The firm said that supply chain capacity is likely to be biggest risk to industry post-coronavirus.
Looking ahead, strong relationships with suppliers will be integral to re-establishing work programmes and clearing backlogs as efficiently as possible, while also preparing for post-coronavirus opportunities.
Its optimistic view assumes markets will be periodically disrupted throughout this year, despite the economy becoming more adept at managing the scale and severity of lockdowns.
Its pessimistic case assumes that disruption will extend well into 2021 with significant collateral damage to global and domestic economies.
Post COVID-19 growth scenarios
- COVID-19 outbreaks recur during 2020.
- Progress on sites is disrupted periodically during 2020.
- Governments develop testing and social distancing infrastructure to reduce need for lockdown.
- Industry capacity mostly retained through successful government support programmes.
- Contracts apply a flexible risk-sharing approach to COVID-19 disruption.
- Social distancing reduces the productivity of many sectors, including construction.
- The price of construction work is determined in competition.
- Investment-led public-sector recovery programme procured during 2020 in anticipation of 2021 start.
- Outlook for COVID-19 control does not improve as quickly as hoped.
- Strategies to reduce the need for lockdown are less effective than hoped and disruption re-occurs.
- Productivity falls further due to multiple sources of disruption.
- Contracts are not adapted to respond to COVID-19 disruption.
- Industry capacity is lost as a result of widespread industry consolidation.
- The price of work is undertaken on an open-book basis due to the extent of ‘unpriceable unknowns’.
- Government cancels programmes.
In the most optimistic scenario, Arcadis is forecasting zero tender price inflation this year as both inflationary and deflation pressures cancel themselves out.
Simon Rawlinson, head of strategic research at Arcadis, said: “Plotting the potential course of this crisis is not easy
“Our forecast is based on a realistic but positive scenario, but there are of course many potential outcomes.”
Tender price inflation forecast
He said that workload looked likely to increase in infrastructure related to programmes like HS2, but residential and commercial spend could take longer to recover.
Similarly, a loss of access to migrant workers in some markets could offset the capacity gains resulting from a slowdown in others.
“In our view, the most important counters to deflation in the immediate future will be the impact of social distancing on productivity, and problems of sourcing labour and materials as the market restarts.
“However, there are some additional non-inflationary factors, such as recently outlined Building Safety proposals and upgraded Part B and L proposals, which can be expected to increase the costs of some buildings.”

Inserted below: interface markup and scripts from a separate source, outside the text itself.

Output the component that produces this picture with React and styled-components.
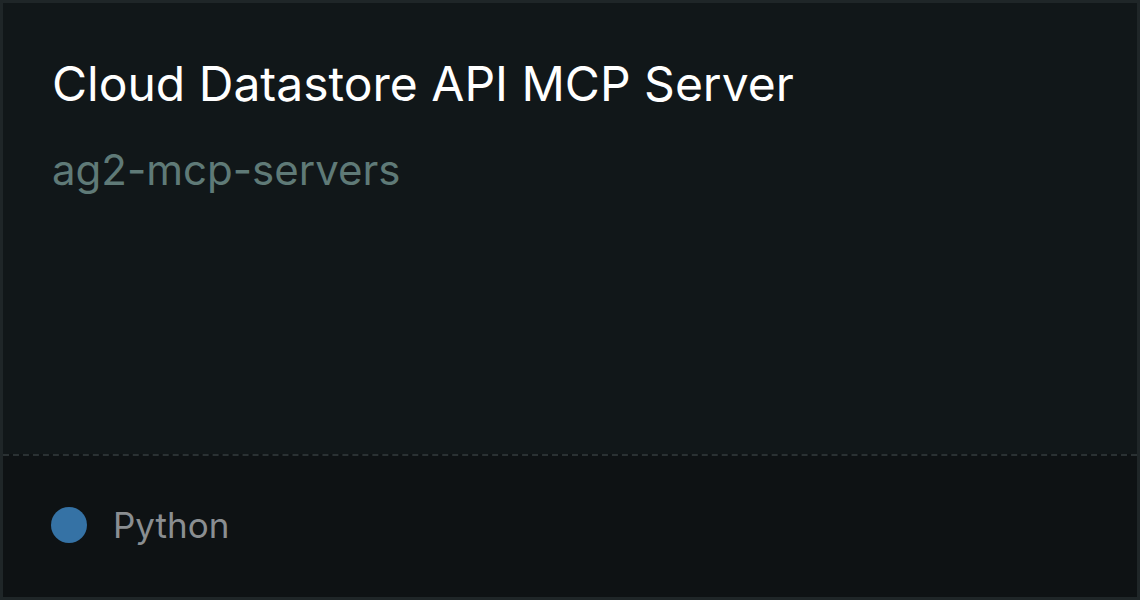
import React from "react";
import styled, { createGlobalStyle } from "styled-components";

const GlobalStyle = createGlobalStyle`
  html, body {
    margin: 0;
    padding: 0;
    background: #1f2628;
  }
  body {
    font-family: Inter, "Noto Sans", sans-serif;
  }
`;

const Card = styled.div`
  width: 1140px;
  height: 600px;
  box-sizing: border-box;
  border: 3px solid #1f2628;
  background: #111719;
  display: flex;
  flex-direction: column;
`;

const Body = styled.div`
  flex: 1;
  padding: 52px 49px 0;
  display: flex;
  flex-direction: column;
  gap: 32px;
`;

const Title = styled.h1`
  margin: 0;
  color: #ffffff;
  font-size: 48px;
  font-weight: 400;
  line-height: 1.2;
`;

const Owner = styled.div`
  color: #5f7a77;
  font-size: 42px;
  line-height: 1.2;
`;

const Footer = styled.div`
  height: 143px;
  box-sizing: border-box;
  border-top: 2px dashed #2a3133;
  background: #0e1214;
  display: flex;
  align-items: center;
  gap: 26px;
  padding: 0 48px 4px;
`;

const Dot = styled.span`
  width: 36px;
  height: 36px;
  border-radius: 50%;
  background: ${(p) => p.color};
`;

const Lang = styled.span`
  color: #8a8e91;
  font-size: 35px;
`;

const App = () => {
  return (
    <>
      <GlobalStyle />
      <Card>
        <Body>
          <Title>Cloud Datastore API MCP Server</Title>
          <Owner>ag2-mcp-servers</Owner>
        </Body>
        <Footer>
          <Dot color="#3572a5" />
          <Lang>Python</Lang>
        </Footer>
      </Card>
    </>
  );
};

export default App;
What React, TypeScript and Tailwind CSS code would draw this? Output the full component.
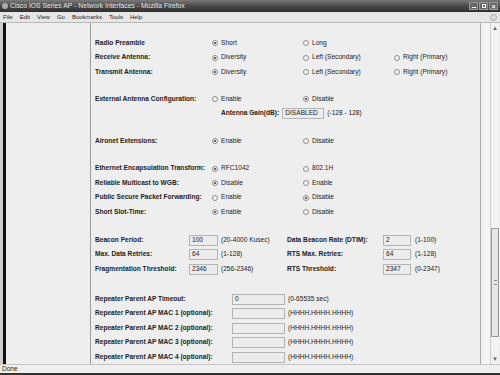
import React from "react";

const font = { fontFamily: '"Liberation Sans", Arial, sans-serif' };

function Radio({ checked }: { checked?: boolean }) {
  return (
    <span className="w-[6px] h-[6px] rounded-full border border-[#8a8a8a] bg-[#f7f7f7] flex items-center justify-center shrink-0">
      {checked && <span className="w-[2px] h-[2px] rounded-full bg-[#333]" />}
    </span>
  );
}

function Opt({ label, checked }: { label: string; checked?: boolean }) {
  return (
    <div className="flex items-center gap-[3px]">
      <Radio checked={checked} />
      <span>{label}</span>
    </div>
  );
}

type RadioRowProps = {
  label: string;
  opts: { label: string; checked?: boolean }[];
};

function RadioRow({ label, opts }: RadioRowProps) {
  return (
    <div className="grid grid-cols-[117px_91px_91px_auto] h-[14.5px] items-center">
      <span className="font-bold">{label}</span>
      {opts.map((o) => (
        <Opt key={o.label} label={o.label} checked={o.checked} />
      ))}
    </div>
  );
}

function Field({ value, w }: { value?: string; w: string }) {
  return (
    <div className={`${w} h-[11px] border border-[#b4b4b4] bg-[#ececec] px-[2px] flex items-center leading-none`}>
      {value}
    </div>
  );
}

function Spacer({ h }: { h: string }) {
  return <div className={h} />;
}

const menus = ["File", "Edit", "View", "Go", "Bookmarks", "Tools", "Help"];

export default function App() {
  return (
    <div className="w-[500px] h-[375px] flex flex-col bg-[#eeeeee] text-[#222] overflow-hidden" style={font}>
      {/* Title bar */}
      <div className="h-[12px] flex items-center justify-between bg-gradient-to-b from-[#7a7a7a] via-[#4a4a4a] to-[#2e2e2e] px-[2px]">
        <div className="flex items-center gap-[2px] text-[6.8px] text-[#e4e4e4] leading-none">
          <span className="w-[6px] h-[6px] rounded-full bg-[#aaa]" />
          <span>Cisco IOS Series AP - Network Interfaces - Mozilla Firefox</span>
        </div>
        <div className="flex gap-[1px]">
          <div className="w-[9px] h-[8px] border border-[#999] bg-[#666] flex items-end justify-center pb-[1px]">
            <span className="w-[4px] h-[1px] bg-white" />
          </div>
          <div className="w-[9px] h-[8px] border border-[#999] bg-[#666] flex items-center justify-center">
            <span className="w-[4px] h-[4px] border border-white" />
          </div>
          <div className="w-[9px] h-[8px] border border-[#999] bg-[#666] flex items-center justify-center text-[7px] leading-none text-white font-bold">
            ×
          </div>
        </div>
      </div>
      {/* Menu bar */}
      <div className="h-[11px] flex items-center justify-between bg-[#e6e6e6] border-b border-[#b8b8b8] pl-[3px] pr-[3px]">
        <div className="flex gap-[7px] text-[6px] leading-none text-[#222]">
          {menus.map((m) => (
            <span key={m}>{m}</span>
          ))}
        </div>
        <span className="w-[7px] h-[7px] rounded-full border border-[#aaa] bg-[#ddd]" />
      </div>
      {/* Body */}
      <div className="h-[341px] flex">
        <div className="w-[3px] bg-[#cfcfcf]" />
        <div className="w-[3px] bg-[#111]" />
        <div className="w-[85px] bg-[#eeeeee] border-r border-[#9a9a9a]" />
        <div className="w-[390px] border-r border-[#aaaaaa] pl-[4px] pt-[12.75px] text-[6.6px] leading-none">
          <RadioRow label="Radio Preamble" opts={[{ label: "Short", checked: true }, { label: "Long" }]} />
          <RadioRow
            label="Receive Antenna:"
            opts={[{ label: "Diversity", checked: true }, { label: "Left (Secondary)" }, { label: "Right (Primary)" }]}
          />
          <RadioRow
            label="Transmit Antenna:"
            opts={[{ label: "Diversity", checked: true }, { label: "Left (Secondary)" }, { label: "Right (Primary)" }]}
          />
          <Spacer h="h-[12.5px]" />
          <RadioRow
            label="External Antenna Configuration:"
            opts={[{ label: "Enable" }, { label: "Disable", checked: true }]}
          />
          <div className="h-[14.5px] flex items-center pl-[126px] gap-[3px]">
            <span className="font-bold">Antenna Gain(dB):</span>
            <Field value="DISABLED" w="w-[42px]" />
            <span>(-128 - 128)</span>
          </div>
          <Spacer h="h-[13px]" />
          <RadioRow label="Aironet Extensions:" opts={[{ label: "Enable", checked: true }, { label: "Disable" }]} />
          <Spacer h="h-[13px]" />
          <RadioRow
            label="Ethernet Encapsulation Transform:"
            opts={[{ label: "RFC1042", checked: true }, { label: "802.1H" }]}
          />
          <RadioRow label="Reliable Multicast to WGB:" opts={[{ label: "Disable", checked: true }, { label: "Enable" }]} />
          <RadioRow
            label="Public Secure Packet Forwarding:"
            opts={[{ label: "Enable" }, { label: "Disable", checked: true }]}
          />
          <RadioRow label="Short Slot-Time:" opts={[{ label: "Enable", checked: true }, { label: "Disable" }]} />
          <Spacer h="h-[13.5px]" />
          {[
            ["Beacon Period:", "100", "(20-4000 Kusec)", "Data Beacon Rate (DTIM):", "2", "(1-100)"],
            ["Max. Data Retries:", "64", "(1-128)", "RTS Max. Retries:", "64", "(1-128)"],
            ["Fragmentation Threshold:", "2346", "(256-2346)", "RTS Threshold:", "2347", "(0-2347)"],
          ].map((r) => (
            <div key={r[0]} className="grid grid-cols-[94px_29px_69px_96px_29px_auto] h-[14.5px] items-center">
              <span className="font-bold">{r[0]}</span>
              <Field value={r[1]} w="w-[29px]" />
              <span className="pl-[3px]">{r[2]}</span>
              <span className="font-bold">{r[3]}</span>
              <Field value={r[4]} w="w-[28px]" />
              <span className="pl-[3px]">{r[5]}</span>
            </div>
          ))}
          <Spacer h="h-[15.5px]" />
          {[
            ["Repeater Parent AP Timeout:", "0", "(0-65535 sec)"],
            ["Repeater Parent AP MAC 1 (optional):", "", "(HHHH.HHHH.HHHH)"],
            ["Repeater Parent AP MAC 2 (optional):", "", "(HHHH.HHHH.HHHH)"],
            ["Repeater Parent AP MAC 3 (optional):", "", "(HHHH.HHHH.HHHH)"],
            ["Repeater Parent AP MAC 4 (optional):", "", "(HHHH.HHHH.HHHH)"],
          ].map((r) => (
            <div key={r[0]} className="grid grid-cols-[137px_53px_auto] h-[14.5px] items-center">
              <span className="font-bold">{r[0]}</span>
              <Field value={r[1]} w="w-[53px]" />
              <span className="pl-[3px]">{r[2]}</span>
            </div>
          ))}
        </div>
        <div className="w-[9px] bg-[#f4f4f4]" />
        <div className="w-[9px] flex flex-col bg-[#f2f2f2] border-l border-[#d0d0d0]">
          <div className="h-[10px] flex items-center justify-center text-[6px] text-[#666] leading-none">▲</div>
          <div className="h-[195px]" />
          <div className="h-[109px] border border-[#9a9a9a] bg-[#e6e6e6] flex items-center justify-center">
            <span className="w-[3px] h-[5px] border-y border-[#888]" />
          </div>
          <div className="flex-1" />
          <div className="h-[10px] flex items-center justify-center text-[6px] text-[#666] leading-none">▼</div>
        </div>
      </div>
      {/* Status bar */}
      <div className="h-[9px] flex items-center border-t border-[#c4c4c4] bg-[#efefef] px-[2px] text-[6.5px] leading-none">
        Done
      </div>
      <div className="h-[2px] bg-[#333]" />
    </div>
  );
}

Arcadis’ outlook assumes that the economy will keep going into 2021, the construction pipeline will be sustained, and the supply chain will hold its nerve.
Rawlinson added: “If the market does fall away, there will be very few clients who are able to benefit from any downturn, so it is vital that – even in the midst of the crisis – we look at how the industry can implement resiliency measures that will put it on the best possible footing for recovery.”